Records with interface code
= = = =

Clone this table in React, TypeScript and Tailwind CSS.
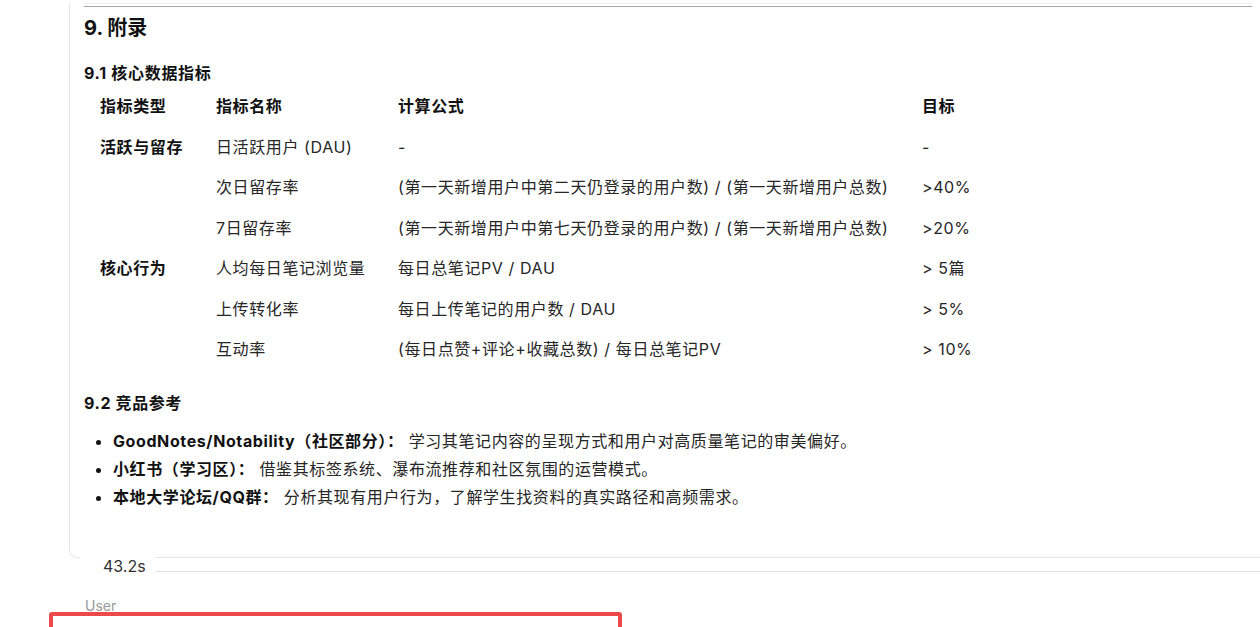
import React from 'react';

const rows = [
  { type: '活跃与留存', name: '日活跃用户 (DAU)', formula: '-', target: '-' },
  { type: '', name: '次日留存率', formula: '(第一天新增用户中第二天仍登录的用户数) / (第一天新增用户总数)', target: '>40%' },
  { type: '', name: '7日留存率', formula: '(第一天新增用户中第七天仍登录的用户数) / (第一天新增用户总数)', target: '>20%' },
  { type: '核心行为', name: '人均每日笔记浏览量', formula: '每日总笔记PV / DAU', target: '> 5篇' },
  { type: '', name: '上传转化率', formula: '每日上传笔记的用户数 / DAU', target: '> 5%' },
  { type: '', name: '互动率', formula: '(每日点赞+评论+收藏总数) / 每日总笔记PV', target: '> 10%' },
];

const refs = [
  { title: 'GoodNotes/Notability（社区部分）：', text: '学习其笔记内容的呈现方式和用户对高质量笔记的审美偏好。' },
  { title: '小红书（学习区）：', text: '借鉴其标签系统、瀑布流推荐和社区氛围的运营模式。' },
  { title: '本地大学论坛/QQ群：', text: '分析其现有用户行为，了解学生找资料的真实路径和高频需求。' },
];

const font = { fontFamily: 'Inter, "Noto Sans CJK SC", sans-serif' };

export default function App() {
  return (
    <div className="relative h-[627px] w-[1260px] overflow-hidden bg-white pt-[3px] text-[#262626]" style={font}>
      <div className="pl-[69px]">
        {/* response card, scrolled so only the end shows */}
        <div className="w-[1198px] rounded-b-lg border-x border-b border-t-0 border-[#e6e6e6] px-[14px] pb-[46px]">
          <div className="border-t border-[#f0f0f0] pt-[2px]">
            <div className="border-t border-[#a8a8a8]" />
          </div>
          <h2 className="mt-[7px] text-[20px] font-bold leading-[28px] text-[#111]">9. 附录</h2>
          <h3 className="mt-[19px] text-[16px] font-bold leading-6 tracking-[0.7px] text-[#111]">9.1 核心数据指标</h3>
          <div className="mt-px grid grid-cols-[116px_182px_524px_120px] text-[16px] tracking-[0.6px]">
            {['指标类型', '指标名称', '计算公式', '目标'].map(h => (
              <div key={h} className="flex h-[40.5px] items-center pl-4 font-bold text-[#111]">{h}</div>
            ))}
            {rows.map((r, i) => (
              <React.Fragment key={i}>
                <div className="flex h-[40.5px] items-center pl-4 font-bold text-[#111]">{r.type}</div>
                <div className="flex h-[40.5px] items-center whitespace-nowrap pl-4">{r.name}</div>
                <div className="flex h-[40.5px] items-center whitespace-nowrap pl-4">{r.formula}</div>
                <div className="flex h-[40.5px] items-center whitespace-nowrap pl-4">{r.target}</div>
              </React.Fragment>
            ))}
          </div>
          <h3 className="mt-[21px] text-[16px] font-bold leading-6 tracking-[0.6px] text-[#111]">9.2 竞品参考</h3>
          <ul className="mt-[12px] list-disc pl-[29px] text-[16px] leading-[28px] tracking-[0.6px]">
            {refs.map(r => (
              <li key={r.title} className="marker:text-[#111]">
                <span className="font-bold text-[#111]">{r.title}</span> {r.text}
              </li>
            ))}
          </ul>
        </div>

        {/* timing divider */}
        <div className="-mt-[4px] flex">
          <div className="ml-[11px] w-[75px] bg-white pl-[23px] text-[16px] leading-6 text-[#333]">43.2s</div>
          <div className="mt-[17px] flex-1 border-t border-[#e3e3e3]" />
        </div>
      </div>

      <div className="mt-[18px] pl-[85px] text-[14px] leading-5 text-[#9a9a9a]">User</div>

      {/* highlight annotation */}
      <div className="absolute left-[49px] top-[612px] h-[40px] w-[573px] rounded-[3px] border-[4px] border-[#ec4a4a]" />
    </div>
  );
}
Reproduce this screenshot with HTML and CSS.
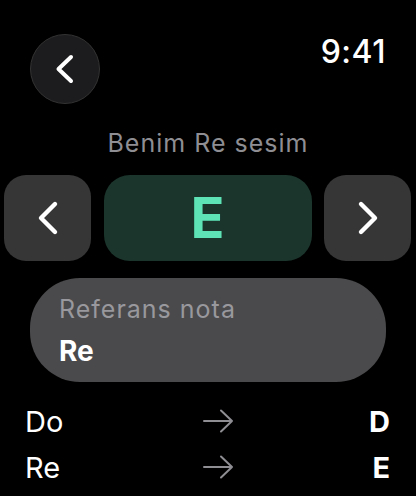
FILE: index.html
```html
<!DOCTYPE html>
<html>
<head>
    <title>Benim Re sesim</title>
    <link rel="stylesheet" href="styles.css">
</head>
<body>

    <div class="top-bar">
        <button class="back-btn" aria-label="Geri">
            <svg width="24" height="34" viewBox="0 0 24 34"><path d="M18 5 L5.5 17 L18 29" fill="none" stroke="#fff" stroke-width="4" stroke-linecap="round" stroke-linejoin="round"/></svg>
        </button>
        <div class="clock">9:41</div>
    </div>

    <div class="title">Benim Re sesim</div>

    <div class="stepper">
        <button class="step-btn" aria-label="Önceki">
            <svg width="24" height="36" viewBox="0 0 24 36"><path d="M19 4 L5 18 L19 32" fill="none" stroke="#fff" stroke-width="4.4" stroke-linecap="round" stroke-linejoin="round"/></svg>
        </button>
        <div class="note-box">E</div>
        <button class="step-btn" aria-label="Sonraki">
            <svg width="24" height="36" viewBox="0 0 24 36"><path d="M5 4 L19 18 L5 32" fill="none" stroke="#fff" stroke-width="4.4" stroke-linecap="round" stroke-linejoin="round"/></svg>
        </button>
    </div>

    <div class="ref-card">
        <div class="ref-label">Referans nota</div>
        <div class="ref-value">Re</div>
    </div>

    <div class="map-list">
        <div class="map-row">
            <span class="from">Do</span>
            <svg class="arrow" width="31" height="24" viewBox="0 0 31 24"><path d="M1 12 H29 M18 1.5 L29 12 L18 22.5" fill="none" stroke="#8e8e93" stroke-width="2" stroke-linecap="round" stroke-linejoin="round"/></svg>
            <span class="to">D</span>
        </div>
        <div class="map-row">
            <span class="from">Re</span>
            <svg class="arrow" width="31" height="24" viewBox="0 0 31 24"><path d="M1 12 H29 M18 1.5 L29 12 L18 22.5" fill="none" stroke="#8e8e93" stroke-width="2" stroke-linecap="round" stroke-linejoin="round"/></svg>
            <span class="to">E</span>
        </div>
    </div>

</body>
</html>
```

FILE: styles.css
```css
body {
    margin: 0;
    background: #000;
    color: #fff;
    font-family: Inter, "Noto Sans", sans-serif;
    width: 416px;
    height: 496px;
    overflow: hidden;
}

button {
    border: none;
    padding: 0;
    cursor: pointer;
    display: flex;
    align-items: center;
    justify-content: center;
}

.top-bar {
    display: flex;
    justify-content: space-between;
    align-items: flex-start;
    padding: 34px 30px 0 30px;
}

.back-btn {
    width: 70px;
    height: 70px;
    border-radius: 50%;
    background: #1c1c1e;
    border: 1.5px solid #333;
    box-sizing: border-box;
}

.clock {
    font-size: 32px;
    font-weight: 500;
    line-height: 36px;
    letter-spacing: 0.5px;
}

.title {
    text-align: center;
    color: #8e8e93;
    font-size: 25px;
    line-height: 30px;
    letter-spacing: 1px;
    margin-top: 24px;
}

.stepper {
    display: grid;
    grid-template-columns: 87px 208px 87px;
    column-gap: 12.5px;
    margin: 17px 0 0 4px;
    height: 86px;
}

.step-btn {
    background: #363636;
    border-radius: 22px;
}

.note-box {
    background: #1b352d;
    border-radius: 26px;
    display: flex;
    align-items: center;
    justify-content: center;
    color: #5de3b5;
    font-size: 56px;
    font-weight: 700;
}

.ref-card {
    margin: 17px 30px 0 30px;
    height: 104px;
    box-sizing: border-box;
    background: #4a4a4c;
    border-radius: 50px;
    padding: 14px 29px 0 29px;
}

.ref-label {
    color: #98989d;
    font-size: 25px;
    line-height: 34px;
    letter-spacing: 1px;
}

.ref-value {
    font-size: 28px;
    font-weight: 700;
    line-height: 38px;
    margin-top: 6px;
}

.map-list {
    margin-top: 16px;
    padding: 0 26px 0 25px;
}

.map-row {
    display: grid;
    grid-template-columns: 1fr auto 1fr;
    align-items: center;
    height: 46px;
    font-size: 29px;
}

.from {
    justify-self: start;
}

.arrow {
    display: block;
    margin-left: 21px;
}

.to {
    justify-self: end;
    font-weight: 700;
}
```
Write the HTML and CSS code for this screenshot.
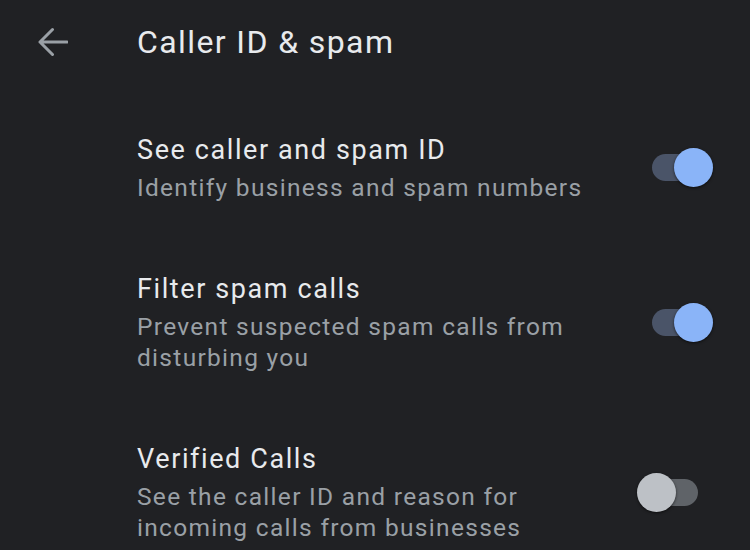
FILE: index.html
```html
<!DOCTYPE html>
<html lang="en">
<head>
  <meta charset="UTF-8">
  <title>Caller ID &amp; spam</title>
  <link rel="stylesheet" href="styles.css">
</head>
<body>

<div class="app-bar">
  <div class="back">
    <svg width="32" height="30" viewBox="0 0 32 30">
      <path d="M31 15H4 M16.5 2.5 L4 15 L16.5 27.5" fill="none" stroke="#9aa0a6" stroke-width="3" stroke-linecap="round" stroke-linejoin="round"/>
    </svg>
  </div>
  <h1>Caller ID &amp; spam</h1>
</div>

<div class="settings">
  <div class="row">
    <div class="text">
      <div class="title">See caller and spam ID</div>
      <div class="summary">Identify business and spam numbers</div>
    </div>
    <div class="switch on"><span class="track"></span><span class="thumb"></span></div>
  </div>

  <div class="row">
    <div class="text">
      <div class="title">Filter spam calls</div>
      <div class="summary">Prevent suspected spam calls from disturbing you</div>
    </div>
    <div class="switch on"><span class="track"></span><span class="thumb"></span></div>
  </div>

  <div class="row">
    <div class="text">
      <div class="title">Verified Calls</div>
      <div class="summary">See the caller ID and reason for incoming calls from businesses</div>
    </div>
    <div class="switch"><span class="track"></span><span class="thumb"></span></div>
  </div>
</div>

</body>
</html>
```

FILE: styles.css
```css
body {
  margin: 0;
  background: #202124;
  font-family: Roboto, 'Liberation Sans', sans-serif;
  color: #e8eaed;
  overflow: hidden;
}
.app-bar {
  display: flex;
  align-items: center;
  height: 84px;
}
.back {
  width: 101px;
  padding-left: 36px;
  display: flex;
}
.app-bar h1 {
  margin: 0;
  font-size: 32px;
  font-weight: 400;
  line-height: 38px;
  letter-spacing: 1.4px;
}
.settings {
  padding-top: 14px;
}
.row {
  display: flex;
  align-items: center;
  padding: 34px 37px 34px 137px;
}
.text {
  flex: 1;
  max-width: 450px;
}
.title {
  font-size: 27px;
  line-height: 36px;
  letter-spacing: 1.6px;
}
.summary {
  margin-top: 4px;
  font-size: 24.5px;
  line-height: 31px;
  letter-spacing: 1.3px;
  color: #9aa0a6;
}
.switch {
  position: relative;
  width: 76px;
  height: 39px;
  margin-left: auto;
}
.switch .track {
  position: absolute;
  left: 15px;
  top: 6px;
  width: 46px;
  height: 27px;
  border-radius: 14px;
  background: #5f6368;
}
.switch .thumb {
  position: absolute;
  left: 0;
  top: 0;
  width: 39px;
  height: 39px;
  border-radius: 50%;
  background: #bdc1c6;
  box-shadow: 0 1px 3px rgba(0,0,0,0.6);
}
.switch.on .track {
  background: #4a5468;
}
.switch.on .thumb {
  left: 37px;
  background: #8ab4f8;
}
```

= = = =

Work to do
Please give again the entries word for word, starting at the first line and ending with the line that contains "import React from 'react';"; include both of those lines but none of the pictures.

Result
Clone this table in React, TypeScript and Tailwind CSS.
import React from 'react';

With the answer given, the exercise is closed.